### [Requirements]
Find how many lines hold the word "table" and give that number only.

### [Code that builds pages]
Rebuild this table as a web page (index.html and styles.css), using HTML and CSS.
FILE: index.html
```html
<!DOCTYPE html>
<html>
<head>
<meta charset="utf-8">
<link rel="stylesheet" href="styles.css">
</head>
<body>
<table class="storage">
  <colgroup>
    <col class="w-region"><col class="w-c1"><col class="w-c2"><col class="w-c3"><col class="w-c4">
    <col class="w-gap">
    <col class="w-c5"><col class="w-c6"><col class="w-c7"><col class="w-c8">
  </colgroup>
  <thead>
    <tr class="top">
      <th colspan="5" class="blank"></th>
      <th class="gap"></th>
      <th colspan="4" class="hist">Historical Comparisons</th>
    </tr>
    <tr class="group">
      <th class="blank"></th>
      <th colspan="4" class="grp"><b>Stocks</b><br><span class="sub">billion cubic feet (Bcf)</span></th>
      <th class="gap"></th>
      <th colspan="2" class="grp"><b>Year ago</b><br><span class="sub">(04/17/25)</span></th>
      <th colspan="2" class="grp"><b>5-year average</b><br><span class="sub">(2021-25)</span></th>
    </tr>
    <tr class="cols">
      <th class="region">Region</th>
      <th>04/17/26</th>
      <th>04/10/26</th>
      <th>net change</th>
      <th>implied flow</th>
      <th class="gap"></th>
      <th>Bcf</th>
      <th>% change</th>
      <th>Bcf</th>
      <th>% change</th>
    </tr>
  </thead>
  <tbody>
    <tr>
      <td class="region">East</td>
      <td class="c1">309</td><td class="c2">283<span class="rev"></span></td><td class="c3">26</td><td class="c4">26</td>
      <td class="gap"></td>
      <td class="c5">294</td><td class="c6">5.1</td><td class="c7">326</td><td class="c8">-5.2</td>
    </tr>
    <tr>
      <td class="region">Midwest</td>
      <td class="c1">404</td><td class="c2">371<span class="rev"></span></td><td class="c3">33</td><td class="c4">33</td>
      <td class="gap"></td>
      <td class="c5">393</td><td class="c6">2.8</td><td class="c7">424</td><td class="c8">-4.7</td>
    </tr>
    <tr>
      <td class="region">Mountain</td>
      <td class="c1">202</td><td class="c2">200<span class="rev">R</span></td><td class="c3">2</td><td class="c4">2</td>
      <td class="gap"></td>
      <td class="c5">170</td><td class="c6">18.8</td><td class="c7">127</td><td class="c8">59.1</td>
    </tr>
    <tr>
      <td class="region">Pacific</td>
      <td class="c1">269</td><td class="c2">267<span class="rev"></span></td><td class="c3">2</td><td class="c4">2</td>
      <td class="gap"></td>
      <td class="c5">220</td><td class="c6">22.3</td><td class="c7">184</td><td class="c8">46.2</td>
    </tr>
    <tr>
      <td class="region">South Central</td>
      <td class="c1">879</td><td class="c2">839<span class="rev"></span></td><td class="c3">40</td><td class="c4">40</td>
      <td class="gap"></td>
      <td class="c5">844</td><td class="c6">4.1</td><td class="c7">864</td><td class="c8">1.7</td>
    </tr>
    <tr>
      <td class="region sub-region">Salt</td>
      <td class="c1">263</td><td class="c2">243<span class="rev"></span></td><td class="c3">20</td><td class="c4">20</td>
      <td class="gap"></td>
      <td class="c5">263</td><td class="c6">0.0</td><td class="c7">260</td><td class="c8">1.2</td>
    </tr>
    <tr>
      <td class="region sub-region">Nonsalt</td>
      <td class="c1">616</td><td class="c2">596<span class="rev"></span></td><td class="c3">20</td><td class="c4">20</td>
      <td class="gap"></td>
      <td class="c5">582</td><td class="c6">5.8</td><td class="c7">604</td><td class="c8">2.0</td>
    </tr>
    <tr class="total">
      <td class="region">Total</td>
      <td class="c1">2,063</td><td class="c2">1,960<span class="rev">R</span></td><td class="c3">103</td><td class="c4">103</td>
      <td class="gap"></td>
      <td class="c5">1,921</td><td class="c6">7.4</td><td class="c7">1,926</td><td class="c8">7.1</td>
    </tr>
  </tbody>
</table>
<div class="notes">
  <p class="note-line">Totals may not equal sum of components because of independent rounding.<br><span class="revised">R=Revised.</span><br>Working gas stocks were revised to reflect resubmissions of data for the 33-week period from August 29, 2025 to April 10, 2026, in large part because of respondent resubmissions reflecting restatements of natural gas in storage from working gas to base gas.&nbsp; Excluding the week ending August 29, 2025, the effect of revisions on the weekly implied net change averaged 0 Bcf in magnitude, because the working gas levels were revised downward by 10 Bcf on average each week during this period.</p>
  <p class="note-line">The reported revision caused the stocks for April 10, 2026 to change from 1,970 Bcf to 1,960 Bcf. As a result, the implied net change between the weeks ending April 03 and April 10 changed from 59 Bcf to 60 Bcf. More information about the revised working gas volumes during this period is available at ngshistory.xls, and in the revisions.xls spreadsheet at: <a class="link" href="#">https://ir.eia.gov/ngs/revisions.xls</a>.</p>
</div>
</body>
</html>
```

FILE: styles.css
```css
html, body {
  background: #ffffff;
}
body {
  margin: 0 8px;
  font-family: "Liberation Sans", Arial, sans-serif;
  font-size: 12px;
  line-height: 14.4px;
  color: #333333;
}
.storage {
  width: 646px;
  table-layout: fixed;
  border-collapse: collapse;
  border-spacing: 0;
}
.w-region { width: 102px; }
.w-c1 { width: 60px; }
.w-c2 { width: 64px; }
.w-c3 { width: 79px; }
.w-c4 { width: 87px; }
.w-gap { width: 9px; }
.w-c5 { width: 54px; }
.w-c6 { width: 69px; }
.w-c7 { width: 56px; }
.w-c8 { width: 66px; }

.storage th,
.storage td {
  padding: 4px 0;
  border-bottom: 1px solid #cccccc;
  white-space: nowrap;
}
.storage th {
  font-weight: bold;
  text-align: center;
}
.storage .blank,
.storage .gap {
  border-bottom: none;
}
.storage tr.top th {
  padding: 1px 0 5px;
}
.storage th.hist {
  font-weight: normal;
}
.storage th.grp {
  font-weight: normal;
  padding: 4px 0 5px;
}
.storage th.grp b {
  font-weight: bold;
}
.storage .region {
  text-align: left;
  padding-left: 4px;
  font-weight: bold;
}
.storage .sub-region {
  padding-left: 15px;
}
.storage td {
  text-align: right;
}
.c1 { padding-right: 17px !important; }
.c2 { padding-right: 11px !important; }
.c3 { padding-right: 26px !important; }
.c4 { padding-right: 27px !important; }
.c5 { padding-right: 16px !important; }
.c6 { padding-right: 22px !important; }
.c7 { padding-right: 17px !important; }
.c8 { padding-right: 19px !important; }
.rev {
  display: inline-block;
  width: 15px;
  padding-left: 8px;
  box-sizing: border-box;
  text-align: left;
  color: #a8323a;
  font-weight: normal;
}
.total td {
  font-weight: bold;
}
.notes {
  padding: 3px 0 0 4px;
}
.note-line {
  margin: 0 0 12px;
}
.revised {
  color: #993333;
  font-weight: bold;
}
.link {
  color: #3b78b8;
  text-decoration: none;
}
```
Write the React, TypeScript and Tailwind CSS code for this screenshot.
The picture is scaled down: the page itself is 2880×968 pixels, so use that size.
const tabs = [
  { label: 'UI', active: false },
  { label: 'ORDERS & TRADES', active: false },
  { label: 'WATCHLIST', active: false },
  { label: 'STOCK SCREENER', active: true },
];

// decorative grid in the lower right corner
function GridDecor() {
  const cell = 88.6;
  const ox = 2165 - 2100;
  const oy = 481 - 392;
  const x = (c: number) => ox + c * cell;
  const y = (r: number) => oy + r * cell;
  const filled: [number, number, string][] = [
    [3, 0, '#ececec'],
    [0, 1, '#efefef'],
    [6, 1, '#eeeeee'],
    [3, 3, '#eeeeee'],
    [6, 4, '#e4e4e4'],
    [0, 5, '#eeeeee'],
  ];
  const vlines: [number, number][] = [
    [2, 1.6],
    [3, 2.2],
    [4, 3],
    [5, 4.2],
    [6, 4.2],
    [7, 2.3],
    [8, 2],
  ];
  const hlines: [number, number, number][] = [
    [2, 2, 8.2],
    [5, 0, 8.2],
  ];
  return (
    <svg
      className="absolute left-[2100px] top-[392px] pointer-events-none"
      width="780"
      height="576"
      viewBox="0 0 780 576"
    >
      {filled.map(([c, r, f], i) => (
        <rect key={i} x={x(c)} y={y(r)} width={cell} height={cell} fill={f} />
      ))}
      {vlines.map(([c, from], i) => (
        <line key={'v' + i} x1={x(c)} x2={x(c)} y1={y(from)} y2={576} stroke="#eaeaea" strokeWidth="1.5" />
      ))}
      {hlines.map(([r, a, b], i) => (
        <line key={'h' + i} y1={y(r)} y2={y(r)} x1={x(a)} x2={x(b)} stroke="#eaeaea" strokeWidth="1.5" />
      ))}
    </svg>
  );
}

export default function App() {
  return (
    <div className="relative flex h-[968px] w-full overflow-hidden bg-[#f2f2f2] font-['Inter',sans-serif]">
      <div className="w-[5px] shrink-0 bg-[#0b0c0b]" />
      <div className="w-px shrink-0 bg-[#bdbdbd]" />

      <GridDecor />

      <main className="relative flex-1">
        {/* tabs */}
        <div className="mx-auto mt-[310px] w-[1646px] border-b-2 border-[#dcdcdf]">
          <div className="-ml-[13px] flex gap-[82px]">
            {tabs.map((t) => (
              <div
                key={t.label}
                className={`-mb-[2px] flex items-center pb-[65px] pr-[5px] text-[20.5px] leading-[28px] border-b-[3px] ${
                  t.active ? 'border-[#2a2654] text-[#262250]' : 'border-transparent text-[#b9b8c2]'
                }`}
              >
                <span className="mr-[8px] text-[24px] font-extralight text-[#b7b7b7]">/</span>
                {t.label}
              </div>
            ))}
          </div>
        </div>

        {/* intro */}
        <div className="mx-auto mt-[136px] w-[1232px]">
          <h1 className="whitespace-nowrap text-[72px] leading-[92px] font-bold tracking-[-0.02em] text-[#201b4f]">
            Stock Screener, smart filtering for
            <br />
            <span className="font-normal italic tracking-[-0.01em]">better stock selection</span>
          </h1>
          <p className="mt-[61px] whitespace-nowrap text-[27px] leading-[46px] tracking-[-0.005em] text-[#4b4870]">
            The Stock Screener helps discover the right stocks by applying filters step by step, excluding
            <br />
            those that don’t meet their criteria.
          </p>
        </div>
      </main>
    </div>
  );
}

### [Answer for this exercise]
4